(147) Resource Mobilisation | Chapter 6 | EP | One Shot
Chapter 6: Resource Mobilization
Central theme: Understanding funding sources for entrepreneurs.
Importance of finance in business operations.
Importance of Finance
Finance is critical for running a business, considered the lifeblood of any enterprise.
Two main types of financial requirements:
Fixed Capital Requirements: Needed to set up a new business.
Working Capital Requirements: Needed for normal operational expenses.
Sources of Finance
An entrepreneur has two main sources of finance:
Internal Sources: Funds generated within the business.
Examples: Retained earnings, equity shares.
External Sources: Funds borrowed from outside the business.
Examples: Debentures, loans from banks, public deposits.
Capital Market
Defined as a network facilitating the transfer of funds from those who have excess to those who need it.
Money Market: Deals with short-term funds (up to 1 year).
Capital Market: Deals with medium to long-term funds.
Types of Capital Markets
Primary Market: Involves new issues of securities; companies sell directly to public investors.
Secondary Market: Involves trading of previously issued securities among investors without the company’s involvement.
Importance of Capital Market
Mobilizes resources on a national scale.
Facilitates economic growth through supporting business expansions.
Provides effective allocation of funds and encourages industrialization.
Methods of Raising Capital in Primary Market
Public Issue: Direct fundraising from the public through issuing shares or bonds.
Advantages include gaining access to capital markets and enhancing valuation opportunities.
Disadvantages include accountability to shareholders and necessity for regular profits and compliance with regulations.

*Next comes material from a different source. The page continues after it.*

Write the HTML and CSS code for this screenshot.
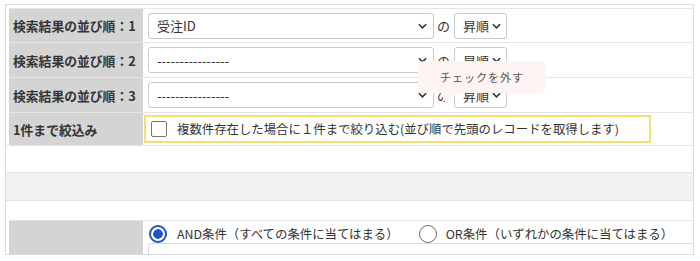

Rights Issue: Issuing shares to existing shareholders first, allowing them the first right to purchase additional shares in proportion to their current ownership.
Private Placement: Direct sale of shares to a select group of investors, such as institutional investors, without public offering.
Offer to Employees: Offering shares to employees to create a sense of ownership and boost motivation.
IPO (Initial Public Offering)
While not in the latest syllabus, understanding IPOs is beneficial for foundational knowledge.
Involves various steps for transitioning private companies to public entities.
Angel Investors
Individuals providing capital for small startups, usually in exchange for convertible debt or ownership equity.
Help early-stage companies at critical points when other forms of financing may be unavailable.
Noted for providing guidance, mentorship, and industry connections along with funding.
Venture Capital
Fund provided by firms to startups with high potential for growth.
Shares in the business are offered in exchange for investment; these firms remain involved in the company's development.
Venture capital focuses on high-risk, growth-oriented startups and provides long-term investment.
Criteria for Venture Capital Investment
Selective in investment choices; often only invest in 1 out of 400 opportunities.
Evaluates innovative technology, business models, growth potential, and management capabilities.
Typically looks for exit strategies within 3-7 years.